Objective ::
Copy the lines holding the word "components", all of them.

Task input ::
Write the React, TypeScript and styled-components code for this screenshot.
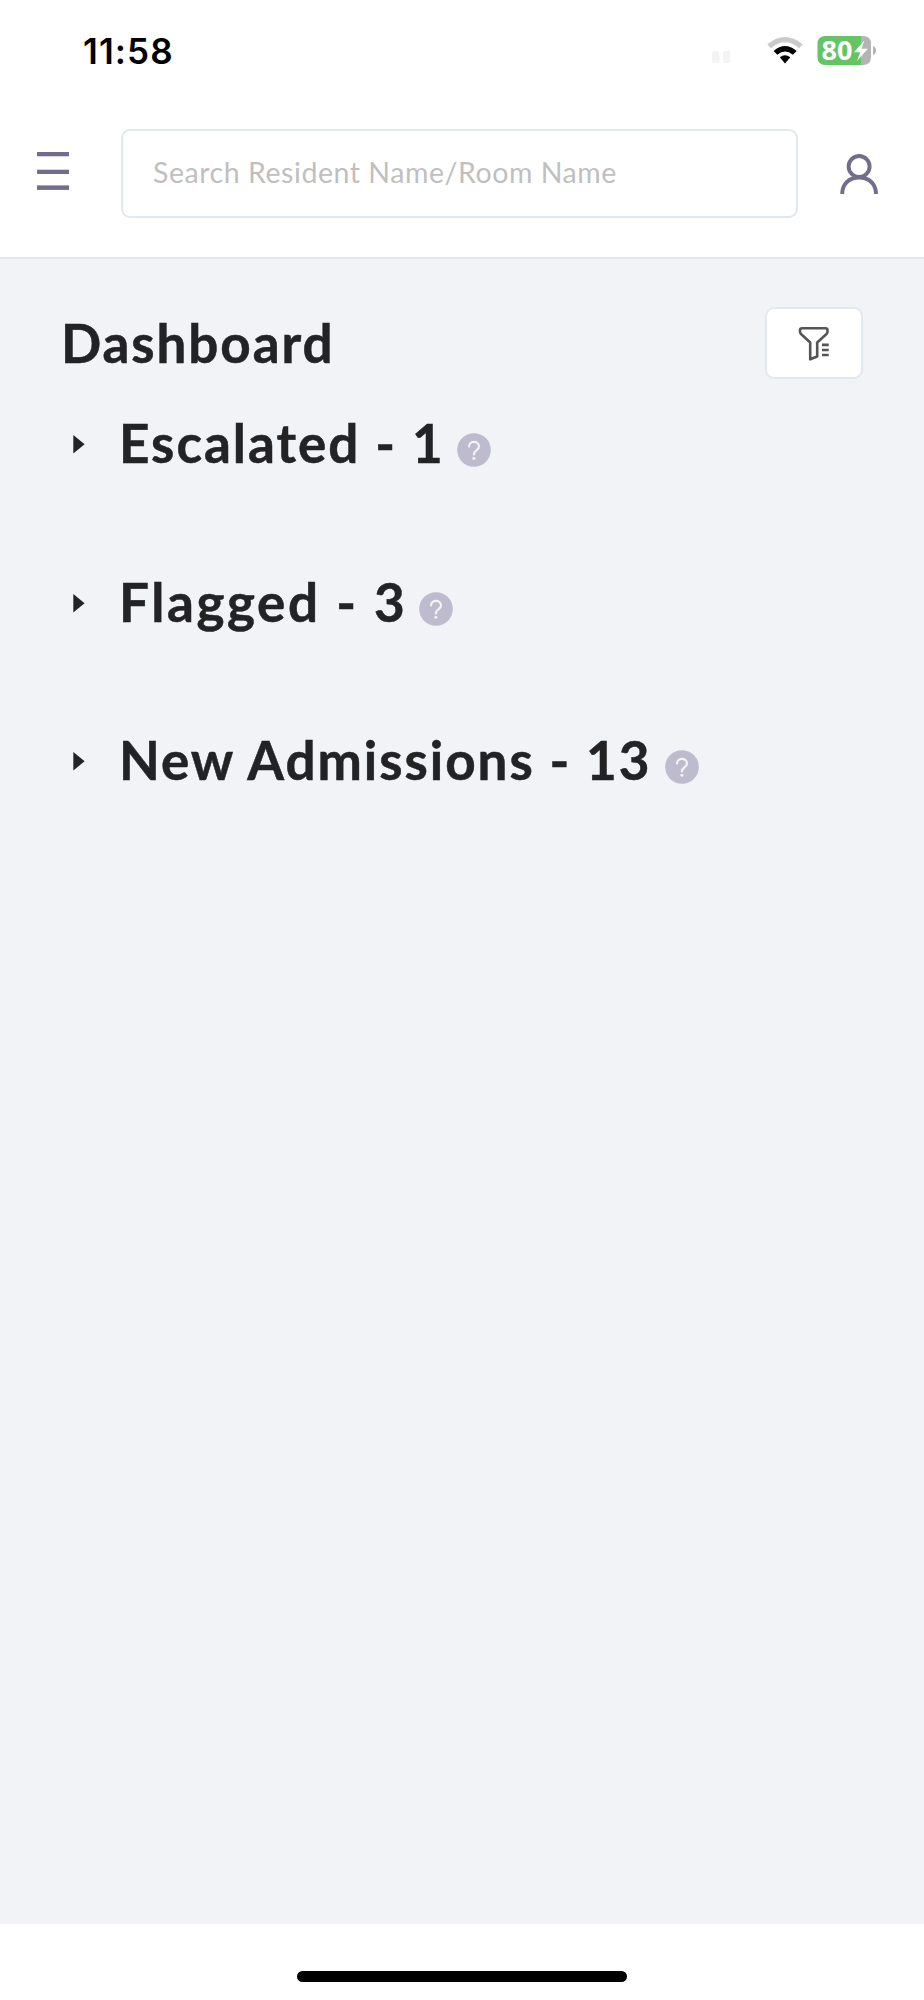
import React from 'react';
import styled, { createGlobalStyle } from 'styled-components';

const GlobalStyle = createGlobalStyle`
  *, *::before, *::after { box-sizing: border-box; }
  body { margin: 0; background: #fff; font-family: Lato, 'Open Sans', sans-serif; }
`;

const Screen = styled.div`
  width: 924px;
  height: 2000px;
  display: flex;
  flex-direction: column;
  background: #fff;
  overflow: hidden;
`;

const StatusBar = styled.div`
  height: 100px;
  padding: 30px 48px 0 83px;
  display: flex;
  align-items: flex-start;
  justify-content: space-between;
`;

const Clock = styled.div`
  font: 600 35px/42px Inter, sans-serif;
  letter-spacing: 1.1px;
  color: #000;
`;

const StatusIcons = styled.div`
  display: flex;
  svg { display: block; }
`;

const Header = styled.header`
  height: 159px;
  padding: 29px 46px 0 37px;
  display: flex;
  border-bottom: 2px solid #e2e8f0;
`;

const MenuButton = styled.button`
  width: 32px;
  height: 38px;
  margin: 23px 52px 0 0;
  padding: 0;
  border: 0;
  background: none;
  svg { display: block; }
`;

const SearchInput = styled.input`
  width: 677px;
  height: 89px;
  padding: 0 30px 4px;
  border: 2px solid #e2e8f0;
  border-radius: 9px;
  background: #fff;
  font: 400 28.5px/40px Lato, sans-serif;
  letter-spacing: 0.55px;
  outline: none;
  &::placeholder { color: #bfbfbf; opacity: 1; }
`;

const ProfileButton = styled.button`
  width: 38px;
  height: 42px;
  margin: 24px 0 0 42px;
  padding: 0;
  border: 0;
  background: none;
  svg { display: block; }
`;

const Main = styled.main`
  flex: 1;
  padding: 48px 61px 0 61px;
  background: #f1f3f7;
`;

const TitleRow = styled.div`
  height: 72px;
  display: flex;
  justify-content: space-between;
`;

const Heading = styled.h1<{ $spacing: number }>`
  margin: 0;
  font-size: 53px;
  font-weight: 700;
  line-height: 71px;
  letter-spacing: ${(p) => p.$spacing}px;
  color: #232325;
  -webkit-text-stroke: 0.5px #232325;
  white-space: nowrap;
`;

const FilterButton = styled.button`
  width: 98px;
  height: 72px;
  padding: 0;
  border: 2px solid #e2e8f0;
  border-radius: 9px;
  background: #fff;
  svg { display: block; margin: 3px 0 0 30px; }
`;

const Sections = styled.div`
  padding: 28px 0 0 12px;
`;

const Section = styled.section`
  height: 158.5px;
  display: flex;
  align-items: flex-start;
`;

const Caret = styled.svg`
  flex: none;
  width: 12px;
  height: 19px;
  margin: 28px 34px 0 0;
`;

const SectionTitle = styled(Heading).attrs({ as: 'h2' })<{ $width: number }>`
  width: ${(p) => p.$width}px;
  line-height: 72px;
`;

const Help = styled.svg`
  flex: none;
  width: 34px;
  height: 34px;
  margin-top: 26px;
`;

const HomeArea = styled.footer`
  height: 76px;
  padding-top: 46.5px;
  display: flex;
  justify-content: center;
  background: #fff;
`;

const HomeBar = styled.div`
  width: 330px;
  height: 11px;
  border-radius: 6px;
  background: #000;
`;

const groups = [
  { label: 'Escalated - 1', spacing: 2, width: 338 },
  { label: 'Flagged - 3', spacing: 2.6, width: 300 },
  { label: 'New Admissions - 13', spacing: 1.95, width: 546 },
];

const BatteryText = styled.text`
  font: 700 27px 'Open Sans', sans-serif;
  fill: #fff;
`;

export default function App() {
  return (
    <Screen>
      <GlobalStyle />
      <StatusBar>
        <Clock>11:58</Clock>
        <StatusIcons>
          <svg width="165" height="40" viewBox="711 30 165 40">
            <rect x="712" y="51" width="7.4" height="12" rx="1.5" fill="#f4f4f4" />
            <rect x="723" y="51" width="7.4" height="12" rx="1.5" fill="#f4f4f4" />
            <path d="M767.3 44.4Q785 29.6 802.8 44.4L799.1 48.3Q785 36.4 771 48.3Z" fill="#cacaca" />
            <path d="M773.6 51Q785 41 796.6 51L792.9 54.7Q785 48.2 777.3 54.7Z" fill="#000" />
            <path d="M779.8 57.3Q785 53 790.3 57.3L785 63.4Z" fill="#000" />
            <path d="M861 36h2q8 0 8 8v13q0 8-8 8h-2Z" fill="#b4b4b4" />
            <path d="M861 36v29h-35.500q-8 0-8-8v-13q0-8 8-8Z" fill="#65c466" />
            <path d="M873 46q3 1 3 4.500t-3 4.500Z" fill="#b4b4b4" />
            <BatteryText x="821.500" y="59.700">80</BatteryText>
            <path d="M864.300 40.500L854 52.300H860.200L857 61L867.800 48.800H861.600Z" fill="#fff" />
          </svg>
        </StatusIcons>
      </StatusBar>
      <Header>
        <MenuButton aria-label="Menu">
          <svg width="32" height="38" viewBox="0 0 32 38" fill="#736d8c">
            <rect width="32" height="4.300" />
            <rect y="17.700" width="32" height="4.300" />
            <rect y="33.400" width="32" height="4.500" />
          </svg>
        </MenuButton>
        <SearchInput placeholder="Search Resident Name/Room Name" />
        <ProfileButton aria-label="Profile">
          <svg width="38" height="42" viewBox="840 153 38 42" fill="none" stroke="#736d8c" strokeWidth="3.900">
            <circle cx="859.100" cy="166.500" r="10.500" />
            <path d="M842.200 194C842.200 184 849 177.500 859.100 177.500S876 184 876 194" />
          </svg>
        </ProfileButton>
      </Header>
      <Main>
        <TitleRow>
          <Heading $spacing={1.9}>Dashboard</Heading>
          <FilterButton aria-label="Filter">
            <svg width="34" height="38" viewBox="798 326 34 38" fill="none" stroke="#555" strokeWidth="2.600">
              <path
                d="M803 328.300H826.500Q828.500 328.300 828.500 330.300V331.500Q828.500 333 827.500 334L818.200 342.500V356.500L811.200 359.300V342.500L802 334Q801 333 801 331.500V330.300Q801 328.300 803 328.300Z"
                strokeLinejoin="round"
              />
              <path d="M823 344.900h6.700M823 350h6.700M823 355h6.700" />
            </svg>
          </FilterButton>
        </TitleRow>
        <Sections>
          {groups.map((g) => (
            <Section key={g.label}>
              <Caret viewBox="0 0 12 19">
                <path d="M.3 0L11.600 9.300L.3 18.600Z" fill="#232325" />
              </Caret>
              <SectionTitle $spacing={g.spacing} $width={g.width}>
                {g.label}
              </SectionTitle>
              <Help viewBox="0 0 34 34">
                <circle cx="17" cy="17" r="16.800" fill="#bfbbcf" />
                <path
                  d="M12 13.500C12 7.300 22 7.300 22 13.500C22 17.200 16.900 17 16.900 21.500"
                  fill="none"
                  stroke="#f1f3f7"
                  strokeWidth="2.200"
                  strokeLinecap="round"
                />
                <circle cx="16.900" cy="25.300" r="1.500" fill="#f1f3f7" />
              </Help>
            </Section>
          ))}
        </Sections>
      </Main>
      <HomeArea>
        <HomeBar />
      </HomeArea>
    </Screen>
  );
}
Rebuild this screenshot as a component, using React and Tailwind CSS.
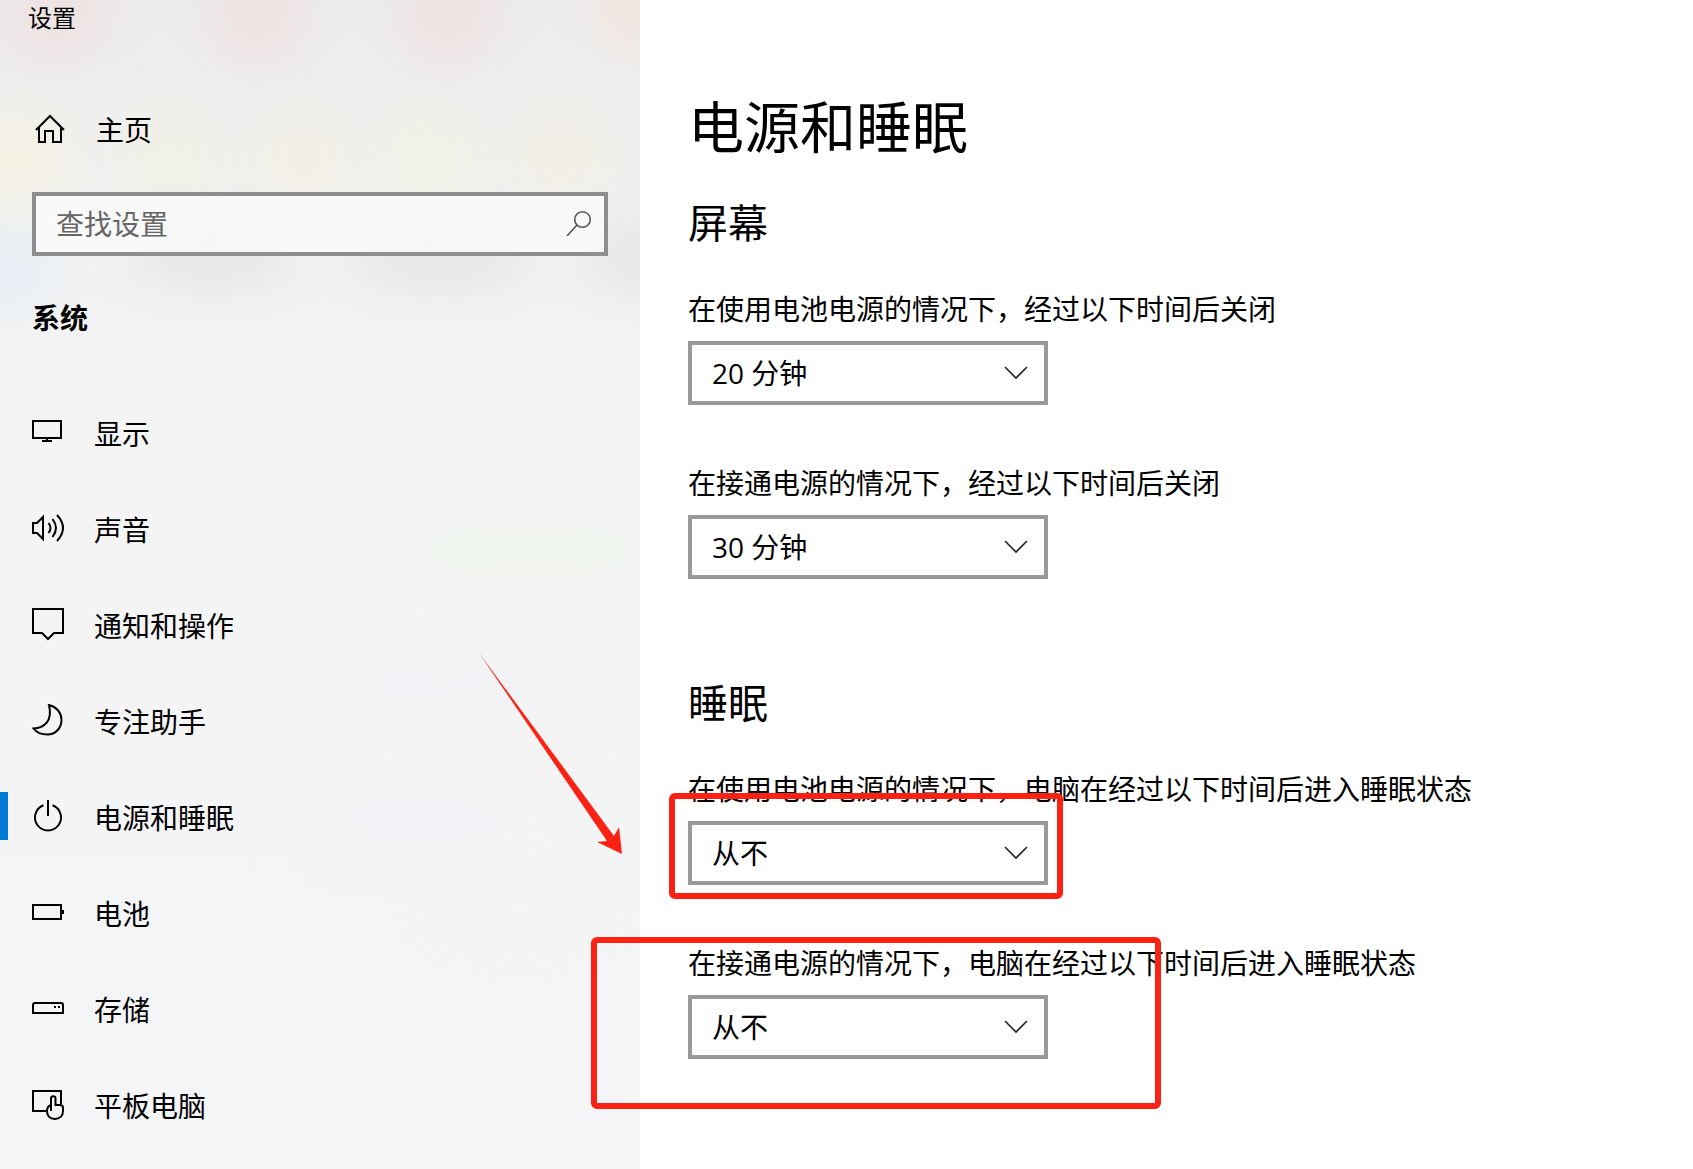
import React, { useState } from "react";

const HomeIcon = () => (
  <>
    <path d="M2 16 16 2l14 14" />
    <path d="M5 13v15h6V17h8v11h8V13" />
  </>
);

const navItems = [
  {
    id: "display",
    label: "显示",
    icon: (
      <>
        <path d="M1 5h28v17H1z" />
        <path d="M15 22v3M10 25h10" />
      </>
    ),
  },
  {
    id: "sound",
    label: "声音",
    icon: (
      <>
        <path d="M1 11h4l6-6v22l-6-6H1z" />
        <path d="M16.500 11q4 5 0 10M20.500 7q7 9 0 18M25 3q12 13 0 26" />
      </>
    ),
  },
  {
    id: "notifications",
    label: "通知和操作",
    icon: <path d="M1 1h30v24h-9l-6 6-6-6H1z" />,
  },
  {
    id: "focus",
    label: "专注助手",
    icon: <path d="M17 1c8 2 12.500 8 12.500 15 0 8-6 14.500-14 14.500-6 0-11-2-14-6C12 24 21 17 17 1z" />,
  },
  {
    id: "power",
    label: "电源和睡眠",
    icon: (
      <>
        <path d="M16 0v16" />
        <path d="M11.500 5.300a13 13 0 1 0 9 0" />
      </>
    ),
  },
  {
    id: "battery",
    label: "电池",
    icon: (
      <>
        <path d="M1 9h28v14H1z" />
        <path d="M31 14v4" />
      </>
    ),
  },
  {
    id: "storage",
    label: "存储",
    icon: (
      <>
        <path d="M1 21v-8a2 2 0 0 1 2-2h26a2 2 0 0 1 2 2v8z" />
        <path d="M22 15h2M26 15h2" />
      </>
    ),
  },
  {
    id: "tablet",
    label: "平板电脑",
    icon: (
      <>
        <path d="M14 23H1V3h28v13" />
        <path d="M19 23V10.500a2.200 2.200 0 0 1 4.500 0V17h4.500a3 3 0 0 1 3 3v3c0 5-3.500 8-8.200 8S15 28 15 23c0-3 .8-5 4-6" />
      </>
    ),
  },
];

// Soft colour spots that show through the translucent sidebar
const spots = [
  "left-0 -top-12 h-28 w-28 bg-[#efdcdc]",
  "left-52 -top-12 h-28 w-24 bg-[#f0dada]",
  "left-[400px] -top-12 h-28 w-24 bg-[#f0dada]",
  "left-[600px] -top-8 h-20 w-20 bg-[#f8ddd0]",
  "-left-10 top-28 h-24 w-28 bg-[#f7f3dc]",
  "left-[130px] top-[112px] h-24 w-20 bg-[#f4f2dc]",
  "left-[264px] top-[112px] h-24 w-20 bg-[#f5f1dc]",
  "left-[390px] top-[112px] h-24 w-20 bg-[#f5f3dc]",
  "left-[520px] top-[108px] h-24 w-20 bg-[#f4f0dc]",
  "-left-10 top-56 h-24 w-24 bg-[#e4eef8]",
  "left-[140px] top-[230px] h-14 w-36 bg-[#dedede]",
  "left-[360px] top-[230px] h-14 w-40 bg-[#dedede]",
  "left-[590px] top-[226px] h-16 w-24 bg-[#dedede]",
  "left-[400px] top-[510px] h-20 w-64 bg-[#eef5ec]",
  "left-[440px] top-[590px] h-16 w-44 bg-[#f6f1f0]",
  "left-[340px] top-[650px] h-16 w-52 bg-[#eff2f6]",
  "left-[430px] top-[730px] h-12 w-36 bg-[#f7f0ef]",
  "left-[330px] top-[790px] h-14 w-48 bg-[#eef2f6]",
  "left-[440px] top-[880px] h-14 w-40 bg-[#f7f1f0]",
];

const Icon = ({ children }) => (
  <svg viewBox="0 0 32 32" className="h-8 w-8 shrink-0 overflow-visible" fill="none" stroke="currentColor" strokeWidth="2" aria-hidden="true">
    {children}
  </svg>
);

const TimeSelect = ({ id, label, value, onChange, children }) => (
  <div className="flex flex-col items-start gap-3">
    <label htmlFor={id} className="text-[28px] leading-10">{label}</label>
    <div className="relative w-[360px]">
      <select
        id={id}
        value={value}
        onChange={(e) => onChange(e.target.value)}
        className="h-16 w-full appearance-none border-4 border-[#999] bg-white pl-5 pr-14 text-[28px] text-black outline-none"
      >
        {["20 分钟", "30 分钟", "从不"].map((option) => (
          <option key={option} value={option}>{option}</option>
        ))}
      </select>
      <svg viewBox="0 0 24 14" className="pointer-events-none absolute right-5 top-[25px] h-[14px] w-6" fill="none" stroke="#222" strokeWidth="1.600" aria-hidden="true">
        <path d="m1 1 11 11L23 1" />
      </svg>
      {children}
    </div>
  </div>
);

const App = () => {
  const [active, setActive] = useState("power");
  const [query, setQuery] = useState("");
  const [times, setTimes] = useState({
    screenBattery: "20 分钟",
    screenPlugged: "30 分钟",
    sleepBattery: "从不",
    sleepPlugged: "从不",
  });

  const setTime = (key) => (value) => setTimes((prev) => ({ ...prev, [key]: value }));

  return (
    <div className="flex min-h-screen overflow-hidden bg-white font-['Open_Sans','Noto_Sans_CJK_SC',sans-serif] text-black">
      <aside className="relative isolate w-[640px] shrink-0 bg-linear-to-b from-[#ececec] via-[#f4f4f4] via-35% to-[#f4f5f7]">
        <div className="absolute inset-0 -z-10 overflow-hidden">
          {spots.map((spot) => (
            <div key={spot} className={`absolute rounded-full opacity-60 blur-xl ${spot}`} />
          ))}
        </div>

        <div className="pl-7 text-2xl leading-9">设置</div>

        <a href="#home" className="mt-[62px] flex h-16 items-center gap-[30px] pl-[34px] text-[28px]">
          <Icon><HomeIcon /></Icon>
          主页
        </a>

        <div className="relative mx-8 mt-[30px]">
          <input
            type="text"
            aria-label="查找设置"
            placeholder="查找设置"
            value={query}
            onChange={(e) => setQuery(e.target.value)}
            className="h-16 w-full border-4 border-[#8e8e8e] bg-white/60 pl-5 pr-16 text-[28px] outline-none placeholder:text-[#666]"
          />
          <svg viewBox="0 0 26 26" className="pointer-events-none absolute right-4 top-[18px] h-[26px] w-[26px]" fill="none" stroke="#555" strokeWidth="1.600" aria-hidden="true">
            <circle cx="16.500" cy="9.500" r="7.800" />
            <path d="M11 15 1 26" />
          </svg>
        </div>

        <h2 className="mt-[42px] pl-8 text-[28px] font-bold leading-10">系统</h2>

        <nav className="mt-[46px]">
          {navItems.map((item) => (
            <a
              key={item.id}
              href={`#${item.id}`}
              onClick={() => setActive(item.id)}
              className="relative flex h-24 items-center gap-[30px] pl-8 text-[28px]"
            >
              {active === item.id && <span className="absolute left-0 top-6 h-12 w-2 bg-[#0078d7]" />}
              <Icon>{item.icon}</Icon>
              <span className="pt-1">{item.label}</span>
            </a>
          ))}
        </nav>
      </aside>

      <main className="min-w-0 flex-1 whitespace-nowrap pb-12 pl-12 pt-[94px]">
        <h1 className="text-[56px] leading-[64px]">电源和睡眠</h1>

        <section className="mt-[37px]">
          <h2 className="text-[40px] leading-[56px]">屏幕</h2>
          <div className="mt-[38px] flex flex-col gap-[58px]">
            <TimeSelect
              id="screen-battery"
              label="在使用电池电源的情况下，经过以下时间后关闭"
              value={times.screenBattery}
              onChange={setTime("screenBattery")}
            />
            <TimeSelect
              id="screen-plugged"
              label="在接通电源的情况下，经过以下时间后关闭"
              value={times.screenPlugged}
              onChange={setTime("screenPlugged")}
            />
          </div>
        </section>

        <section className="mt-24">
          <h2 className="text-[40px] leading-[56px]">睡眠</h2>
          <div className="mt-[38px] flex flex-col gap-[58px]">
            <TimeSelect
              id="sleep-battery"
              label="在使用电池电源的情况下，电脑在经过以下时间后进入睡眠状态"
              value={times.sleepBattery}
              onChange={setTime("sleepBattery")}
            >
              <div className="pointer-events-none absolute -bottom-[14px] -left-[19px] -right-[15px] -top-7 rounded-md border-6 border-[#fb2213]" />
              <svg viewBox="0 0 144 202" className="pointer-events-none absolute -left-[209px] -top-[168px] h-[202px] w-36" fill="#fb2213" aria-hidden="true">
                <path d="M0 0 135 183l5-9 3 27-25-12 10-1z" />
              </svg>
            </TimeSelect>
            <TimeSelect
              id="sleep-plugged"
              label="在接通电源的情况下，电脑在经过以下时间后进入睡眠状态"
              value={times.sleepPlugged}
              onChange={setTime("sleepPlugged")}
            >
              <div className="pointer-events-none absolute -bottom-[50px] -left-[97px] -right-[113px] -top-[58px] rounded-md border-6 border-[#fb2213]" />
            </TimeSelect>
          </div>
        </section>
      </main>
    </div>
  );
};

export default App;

Correct output ::
Write the React, TypeScript and styled-components code for this screenshot.
import styled, { createGlobalStyle } from 'styled-components';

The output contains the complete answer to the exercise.